# START OF INFORMATION SHOWN

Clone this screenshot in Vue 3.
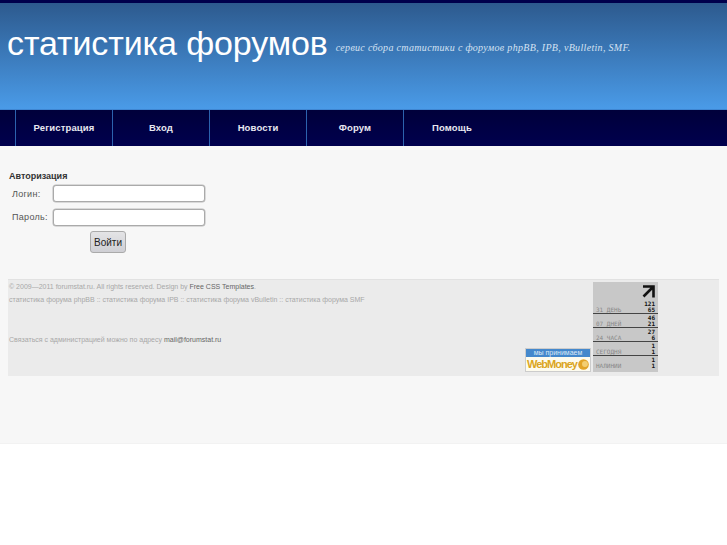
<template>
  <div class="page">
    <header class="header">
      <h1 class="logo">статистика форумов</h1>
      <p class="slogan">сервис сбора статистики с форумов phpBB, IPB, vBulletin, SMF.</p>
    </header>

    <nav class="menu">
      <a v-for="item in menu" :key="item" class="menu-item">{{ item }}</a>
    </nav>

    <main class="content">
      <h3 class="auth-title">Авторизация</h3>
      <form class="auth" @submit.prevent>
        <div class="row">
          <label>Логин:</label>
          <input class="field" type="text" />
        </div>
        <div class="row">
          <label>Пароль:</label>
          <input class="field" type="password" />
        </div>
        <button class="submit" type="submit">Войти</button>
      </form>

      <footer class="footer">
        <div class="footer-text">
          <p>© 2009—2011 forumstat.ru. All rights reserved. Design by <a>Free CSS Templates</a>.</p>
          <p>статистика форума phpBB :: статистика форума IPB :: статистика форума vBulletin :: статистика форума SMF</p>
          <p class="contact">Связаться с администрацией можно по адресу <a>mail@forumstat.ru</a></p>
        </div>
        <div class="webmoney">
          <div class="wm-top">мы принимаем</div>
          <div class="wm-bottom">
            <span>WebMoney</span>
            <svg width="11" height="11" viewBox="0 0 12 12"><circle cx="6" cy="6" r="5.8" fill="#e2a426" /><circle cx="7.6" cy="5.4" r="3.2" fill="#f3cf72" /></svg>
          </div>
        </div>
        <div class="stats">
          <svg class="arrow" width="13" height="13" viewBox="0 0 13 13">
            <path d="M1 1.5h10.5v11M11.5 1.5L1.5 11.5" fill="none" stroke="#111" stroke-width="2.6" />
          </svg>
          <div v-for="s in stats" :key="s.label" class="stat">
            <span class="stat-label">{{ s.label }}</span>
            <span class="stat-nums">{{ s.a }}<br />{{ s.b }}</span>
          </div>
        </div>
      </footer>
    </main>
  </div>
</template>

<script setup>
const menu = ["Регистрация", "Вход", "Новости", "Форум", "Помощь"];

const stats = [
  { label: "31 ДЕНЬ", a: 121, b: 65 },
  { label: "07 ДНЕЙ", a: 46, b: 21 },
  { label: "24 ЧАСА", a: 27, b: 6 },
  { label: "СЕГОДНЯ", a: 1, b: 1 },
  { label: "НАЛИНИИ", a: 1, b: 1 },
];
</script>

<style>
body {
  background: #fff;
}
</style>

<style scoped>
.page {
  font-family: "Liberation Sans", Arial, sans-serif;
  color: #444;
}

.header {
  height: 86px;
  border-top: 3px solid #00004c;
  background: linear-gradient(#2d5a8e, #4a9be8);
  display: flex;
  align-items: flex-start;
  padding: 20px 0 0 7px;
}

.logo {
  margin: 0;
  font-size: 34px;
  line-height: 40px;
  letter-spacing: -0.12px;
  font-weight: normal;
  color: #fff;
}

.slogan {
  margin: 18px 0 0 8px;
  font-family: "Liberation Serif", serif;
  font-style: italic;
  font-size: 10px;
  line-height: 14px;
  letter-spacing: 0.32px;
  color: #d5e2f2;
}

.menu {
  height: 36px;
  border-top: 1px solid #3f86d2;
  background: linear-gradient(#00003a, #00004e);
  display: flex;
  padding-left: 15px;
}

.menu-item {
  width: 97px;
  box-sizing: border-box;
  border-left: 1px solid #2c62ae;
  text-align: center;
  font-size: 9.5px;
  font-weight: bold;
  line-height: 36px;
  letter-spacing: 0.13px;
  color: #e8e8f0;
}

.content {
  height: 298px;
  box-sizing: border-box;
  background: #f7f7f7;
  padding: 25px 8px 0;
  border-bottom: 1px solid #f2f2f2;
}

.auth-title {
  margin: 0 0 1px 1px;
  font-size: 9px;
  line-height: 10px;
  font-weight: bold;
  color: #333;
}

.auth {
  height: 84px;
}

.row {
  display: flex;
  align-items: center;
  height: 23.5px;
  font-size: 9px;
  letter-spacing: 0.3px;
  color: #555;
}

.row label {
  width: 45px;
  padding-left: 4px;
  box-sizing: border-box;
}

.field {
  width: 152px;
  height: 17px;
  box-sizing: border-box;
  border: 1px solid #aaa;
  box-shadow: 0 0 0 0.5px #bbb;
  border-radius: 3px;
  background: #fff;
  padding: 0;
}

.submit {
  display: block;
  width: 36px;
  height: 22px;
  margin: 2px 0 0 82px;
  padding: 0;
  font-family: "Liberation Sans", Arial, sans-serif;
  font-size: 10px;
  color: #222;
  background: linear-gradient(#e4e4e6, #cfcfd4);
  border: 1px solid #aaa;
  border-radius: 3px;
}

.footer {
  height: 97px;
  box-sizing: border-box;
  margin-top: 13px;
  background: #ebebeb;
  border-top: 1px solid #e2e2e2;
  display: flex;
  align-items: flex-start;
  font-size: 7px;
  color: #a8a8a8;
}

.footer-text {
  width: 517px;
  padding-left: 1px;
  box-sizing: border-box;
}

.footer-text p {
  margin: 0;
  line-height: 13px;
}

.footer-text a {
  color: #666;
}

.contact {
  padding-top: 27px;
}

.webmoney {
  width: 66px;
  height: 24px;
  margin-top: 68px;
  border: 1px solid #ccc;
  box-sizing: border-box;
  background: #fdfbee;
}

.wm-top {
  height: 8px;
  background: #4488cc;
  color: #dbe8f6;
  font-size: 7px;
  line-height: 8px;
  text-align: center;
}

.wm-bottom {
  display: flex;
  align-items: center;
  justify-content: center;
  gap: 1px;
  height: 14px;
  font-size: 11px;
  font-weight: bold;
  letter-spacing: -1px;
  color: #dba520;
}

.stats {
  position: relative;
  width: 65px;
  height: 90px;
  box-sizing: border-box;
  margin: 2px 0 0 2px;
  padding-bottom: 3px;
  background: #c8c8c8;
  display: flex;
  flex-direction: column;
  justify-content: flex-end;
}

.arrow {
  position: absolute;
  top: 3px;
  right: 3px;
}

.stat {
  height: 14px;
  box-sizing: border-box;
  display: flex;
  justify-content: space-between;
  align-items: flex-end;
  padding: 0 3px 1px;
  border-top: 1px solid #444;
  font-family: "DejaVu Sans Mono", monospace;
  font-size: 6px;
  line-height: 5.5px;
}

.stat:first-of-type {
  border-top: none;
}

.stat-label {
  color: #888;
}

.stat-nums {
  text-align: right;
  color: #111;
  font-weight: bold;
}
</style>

# END OF INFORMATION SHOWN

§ **SHORT EXERCISE**:
Leave out the pictures and transcribe everything else exactly.

§ **EXERCISE ANSWER**:
Clone this screenshot in Vue 3.
<template>
  <div class="page">
    <header class="header">
      <h1 class="logo">статистика форумов</h1>
      <p class="slogan">сервис сбора статистики с форумов phpBB, IPB, vBulletin, SMF.</p>
    </header>

    <nav class="menu">
      <a v-for="item in menu" :key="item" class="menu-item">{{ item }}</a>
    </nav>

    <main class="content">
      <h3 class="auth-title">Авторизация</h3>
      <form class="auth" @submit.prevent>
        <div class="row">
          <label>Логин:</label>
          <input class="field" type="text" />
        </div>
        <div class="row">
          <label>Пароль:</label>
          <input class="field" type="password" />
        </div>
        <button class="submit" type="submit">Войти</button>
      </form>

      <footer class="footer">
        <div class="footer-text">
          <p>© 2009—2011 forumstat.ru. All rights reserved. Design by <a>Free CSS Templates</a>.</p>
          <p>статистика форума phpBB :: статистика форума IPB :: статистика форума vBulletin :: статистика форума SMF</p>
          <p class="contact">Связаться с администрацией можно по адресу <a>mail@forumstat.ru</a></p>
        </div>
        <div class="webmoney">
          <div class="wm-top">мы принимаем</div>
          <div class="wm-bottom">
            <span>WebMoney</span>
            <svg width="11" height="11" viewBox="0 0 12 12"><circle cx="6" cy="6" r="5.8" fill="#e2a426" /><circle cx="7.6" cy="5.4" r="3.2" fill="#f3cf72" /></svg>
          </div>
        </div>
        <div class="stats">
          <svg class="arrow" width="13" height="13" viewBox="0 0 13 13">
            <path d="M1 1.5h10.5v11M11.5 1.5L1.5 11.5" fill="none" stroke="#111" stroke-width="2.6" />
          </svg>
          <div v-for="s in stats" :key="s.label" class="stat">
            <span class="stat-label">{{ s.label }}</span>
            <span class="stat-nums">{{ s.a }}<br />{{ s.b }}</span>
          </div>
        </div>
      </footer>
    </main>
  </div>
</template>

<script setup>
const menu = ["Регистрация", "Вход", "Новости", "Форум", "Помощь"];

const stats = [
  { label: "31 ДЕНЬ", a: 121, b: 65 },
  { label: "07 ДНЕЙ", a: 46, b: 21 },
  { label: "24 ЧАСА", a: 27, b: 6 },
  { label: "СЕГОДНЯ", a: 1, b: 1 },
  { label: "НАЛИНИИ", a: 1, b: 1 },
];
</script>

<style>
body {
  background: #fff;
}
</style>

<style scoped>
.page {
  font-family: "Liberation Sans", Arial, sans-serif;
  color: #444;
}

.header {
  height: 86px;
  border-top: 3px solid #00004c;
  background: linear-gradient(#2d5a8e, #4a9be8);
  display: flex;
  align-items: flex-start;
  padding: 20px 0 0 7px;
}

.logo {
  margin: 0;
  font-size: 34px;
  line-height: 40px;
  letter-spacing: -0.12px;
  font-weight: normal;
  color: #fff;
}

.slogan {
  margin: 18px 0 0 8px;
  font-family: "Liberation Serif", serif;
  font-style: italic;
  font-size: 10px;
  line-height: 14px;
  letter-spacing: 0.32px;
  color: #d5e2f2;
}

.menu {
  height: 36px;
  border-top: 1px solid #3f86d2;
  background: linear-gradient(#00003a, #00004e);
  display: flex;
  padding-left: 15px;
}

.menu-item {
  width: 97px;
  box-sizing: border-box;
  border-left: 1px solid #2c62ae;
  text-align: center;
  font-size: 9.5px;
  font-weight: bold;
  line-height: 36px;
  letter-spacing: 0.13px;
  color: #e8e8f0;
}

.content {
  height: 298px;
  box-sizing: border-box;
  background: #f7f7f7;
  padding: 25px 8px 0;
  border-bottom: 1px solid #f2f2f2;
}

.auth-title {
  margin: 0 0 1px 1px;
  font-size: 9px;
  line-height: 10px;
  font-weight: bold;
  color: #333;
}

.auth {
  height: 84px;
}

.row {
  display: flex;
  align-items: center;
  height: 23.5px;
  font-size: 9px;
  letter-spacing: 0.3px;
  color: #555;
}

.row label {
  width: 45px;
  padding-left: 4px;
  box-sizing: border-box;
}

.field {
  width: 152px;
  height: 17px;
  box-sizing: border-box;
  border: 1px solid #aaa;
  box-shadow: 0 0 0 0.5px #bbb;
  border-radius: 3px;
  background: #fff;
  padding: 0;
}

.submit {
  display: block;
  width: 36px;
  height: 22px;
  margin: 2px 0 0 82px;
  padding: 0;
  font-family: "Liberation Sans", Arial, sans-serif;
  font-size: 10px;
  color: #222;
  background: linear-gradient(#e4e4e6, #cfcfd4);
  border: 1px solid #aaa;
  border-radius: 3px;
}

.footer {
  height: 97px;
  box-sizing: border-box;
  margin-top: 13px;
  background: #ebebeb;
  border-top: 1px solid #e2e2e2;
  display: flex;
  align-items: flex-start;
  font-size: 7px;
  color: #a8a8a8;
}

.footer-text {
  width: 517px;
  padding-left: 1px;
  box-sizing: border-box;
}

.footer-text p {
  margin: 0;
  line-height: 13px;
}

.footer-text a {
  color: #666;
}

.contact {
  padding-top: 27px;
}

.webmoney {
  width: 66px;
  height: 24px;
  margin-top: 68px;
  border: 1px solid #ccc;
  box-sizing: border-box;
  background: #fdfbee;
}

.wm-top {
  height: 8px;
  background: #4488cc;
  color: #dbe8f6;
  font-size: 7px;
  line-height: 8px;
  text-align: center;
}

.wm-bottom {
  display: flex;
  align-items: center;
  justify-content: center;
  gap: 1px;
  height: 14px;
  font-size: 11px;
  font-weight: bold;
  letter-spacing: -1px;
  color: #dba520;
}

.stats {
  position: relative;
  width: 65px;
  height: 90px;
  box-sizing: border-box;
  margin: 2px 0 0 2px;
  padding-bottom: 3px;
  background: #c8c8c8;
  display: flex;
  flex-direction: column;
  justify-content: flex-end;
}

.arrow {
  position: absolute;
  top: 3px;
  right: 3px;
}

.stat {
  height: 14px;
  box-sizing: border-box;
  display: flex;
  justify-content: space-between;
  align-items: flex-end;
  padding: 0 3px 1px;
  border-top: 1px solid #444;
  font-family: "DejaVu Sans Mono", monospace;
  font-size: 6px;
  line-height: 5.5px;
}

.stat:first-of-type {
  border-top: none;
}

.stat-label {
  color: #888;
}

.stat-nums {
  text-align: right;
  color: #111;
  font-weight: bold;
}
</style>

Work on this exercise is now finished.